Levinas, Derrida, Animals, Language, Ethics

How to Cite

Cervato, G. (2024). Without Asking. Language and Animality in Emmanuel Levinas . Scenari, (21). https://doi.org/10.7413/24208914183

Abstract

The animal question is one of the most significant points of the critical comparison between Emmanuel Levinas and Jacques Derrida. In The Animal That Therefore I Am, the latter blames the former for relegating animality to a secondary role. In Derrida’s perspective, Levinas renounces identifying the animal as a wholly Other and thus remains, despite his claims, a carnophallogocentric thinker. The main contention of this paper is that Levinas, as the perfect heir of the Greco-Jewish tradition, is not able to articulate the ethical relationship outside of the linguistic model. Therefore, he cannot grant animals a primary role and, when they enter the ethical discussion, they must always be anthropomorphized. The only exception to this model is represented by Levinas’ analysis of a Biblical passage. As Levinas underlines, in this context, the matriarch Rebekah waters Abraham’s servant’s camels because they cannot ask for it, that is, precisely because they lack linguistic expressivity.
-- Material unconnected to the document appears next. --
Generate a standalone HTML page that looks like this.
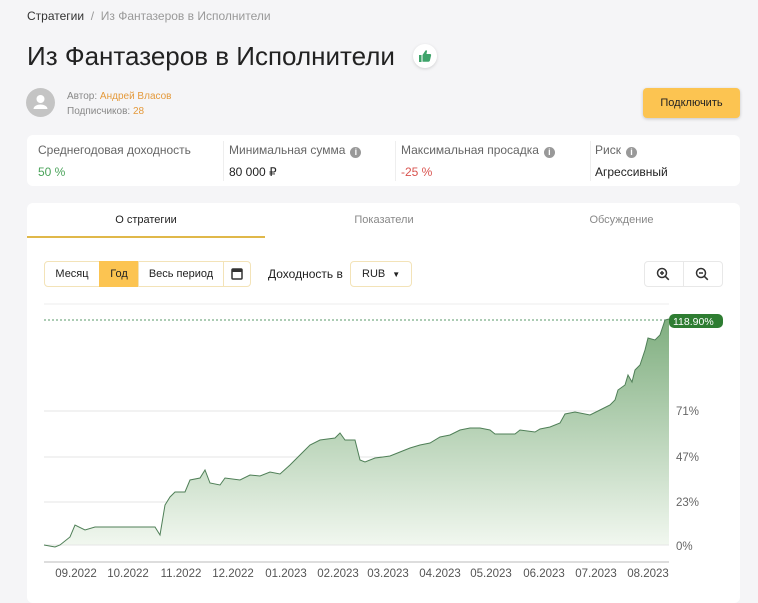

Despite not being fully seized by Levinas, these hints of the biblical text could widen the applicational context of Levinasian ethics towards animals and properly pave the way for an ethics of difference. Moreover, in a paradoxical counterpoint, following such hints to the end and amplifying the unexpressed meanings of the Biblical text may lead to adhering to that prophetic dimension indicated by Levinas as the highest characteristic of human language itself.